Some critics say the two countries need a more comprehensive anti-drug policy that focuses on demand as well as supply.
"The policy is working in part, in the sense that we are catching and arresting the drug lords," said Sigrid Arzt of the nongovernmental organization Democracy, Human Rights and Security. "The problem is that the policy has focused on beheading the cartels without additional strategies to deal with consumption and things the U.S. should do in its own territory, such as decreasing the market.
"There will always be someone in line to succeed these drug kingpins. I mean, this is a huge economic business."
Mexico's anti-drug policy should incorporate "prevention, education and information," said Ms. Arzt, founder and partner in the organization. She said the government must do a better job of explaining to Mexicans why the drug problem is such a serious issue.
"People hear that drugs is a national security problem," she said, "but no one truly grasps the dimensions of tolerating this. We need to have a culture of understanding. And the government must work on building confidence in the actions it is doing."
A State Department official expressed a similar reservation.
"One of the things that the Mexican government could do a better job of is coming to the public [and saying], 'We have to stay in this for the long haul, for our survival. Do you want your kids to grow up in a violent and dysfunctional place?' Maybe that's what's lacking," the official said, speaking on condition of anonymity.
U.S.-inspired drug policies have been "a negative in terms of cost" to such countries as Mexico and Colombia, said Gary S. Becker, economics professor at the University of Chicago. He said the drug war has hindered Colombia's economic growth rate and "the preoccupation with cartels has hurt the country."
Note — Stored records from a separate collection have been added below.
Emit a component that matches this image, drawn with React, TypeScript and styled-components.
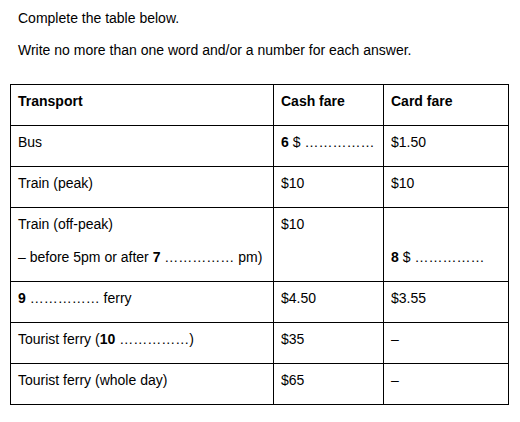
import React from "react";
import styled, { createGlobalStyle } from "styled-components";

const Global = createGlobalStyle`
  html, body { margin: 0; padding: 0; background: #ffffff; }
  body { font-family: "Liberation Sans", Arial, sans-serif; color: #000; }
`;

const Page = styled.div`
  width: 520px;
  height: 422px;
  padding: 9px 0 0 10px;
  box-sizing: border-box;
`;

const Instruction = styled.p`
  margin: 0 0 14px 8px;
  font-size: 14px;
  line-height: 18px;
`;

const Table = styled.table`
  margin-top: 25px;
  border-collapse: collapse;
  width: 499px;
  table-layout: fixed;
  font-size: 14px;
`;

const Cell = styled.td<{ $w?: number; $head?: boolean }>`
  border: 1px solid #000;
  padding: 7px 7px 0 7px;
  vertical-align: top;
  width: ${(p) => (p.$w ? `${p.$w}px` : "auto")};
  font-weight: ${(p) => (p.$head ? 700 : 400)};
`;

const Line = styled.div`
  line-height: 18px;
  margin-bottom: 15px;
  white-space: nowrap;
`;

const Gap = styled.div`
  height: 18px;
  margin-bottom: 15px;
`;

const Num = styled.b`
  font-weight: 700;
`;

const DOTS = "……………";

type Row = { a: React.ReactNode[]; b: React.ReactNode[]; c: React.ReactNode[] };

const rows: Row[] = [
  { a: ["Bus"], b: [<><Num>6</Num> $ {DOTS}</>], c: ["$1.50"] },
  { a: ["Train (peak)"], b: ["$10"], c: ["$10"] },
  {
    a: ["Train (off-peak)", <>– before 5pm or after <Num>7</Num> {DOTS} pm)</>],
    b: ["$10"],
    c: [null, <><Num>8</Num> $ {DOTS}</>],
  },
  { a: [<><Num>9</Num> {DOTS} ferry</>], b: ["$4.50"], c: ["$3.55"] },
  { a: [<>Tourist ferry (<Num>10</Num> {DOTS})</>], b: ["$35"], c: ["–"] },
  { a: ["Tourist ferry (whole day)"], b: ["$65"], c: ["–"] },
];

const renderLines = (items: React.ReactNode[]) =>
  items.map((it, i) => (it === null ? <Gap key={i} /> : <Line key={i}>{it}</Line>));

export default function App() {
  return (
    <Page>
      <Global />
      <Instruction>Complete the table below.</Instruction>
      <Instruction>Write no more than one word and/or a number for each answer.</Instruction>
      <Table>
        <tbody>
          <tr>
            <Cell $w={248} $head><Line>Transport</Line></Cell>
            <Cell $w={95} $head><Line>Cash fare</Line></Cell>
            <Cell $head><Line>Card fare</Line></Cell>
          </tr>
          {rows.map((r, i) => (
            <tr key={i}>
              <Cell>{renderLines(r.a)}</Cell>
              <Cell>{renderLines(r.b)}</Cell>
              <Cell>{renderLines(r.c)}</Cell>
            </tr>
          ))}
        </tbody>
      </Table>
    </Page>
  );
}
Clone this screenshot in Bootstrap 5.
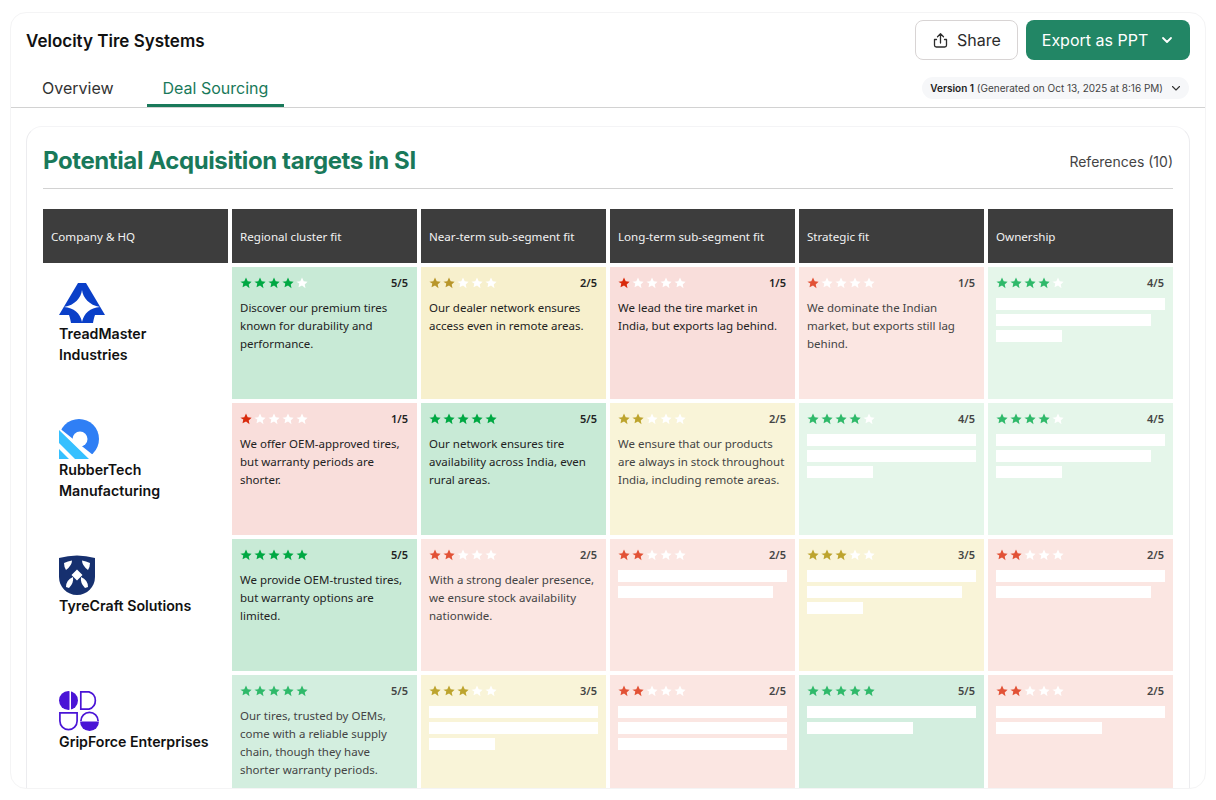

"Mexico may be moving in that direction," said Dr. Becker, who won the Nobel Prize for economics in 1992. "This is a very expensive process for the U.S. and other countries, and there's little bang for the buck, as it were.
"My conclusion is that we have to look at more radical solutions such as legalization of drugs."
Dr. Becker acknowledged, however, that such a development is unlikely any time soon, noting that "the vast majority of politicians are unwilling to take on legalization in any serious way."
The State Department official said neither Mexico nor the U.S. can afford to let up despite the prospect of "a long, vicious, difficult struggle."
"What's the alternative? Just let them do whatever they want and we won't have the violence? No, because then you'll end up with complete control by criminal elements. I certainly don't want to belittle the sacrifices ... but do you really want organized crime running your country?"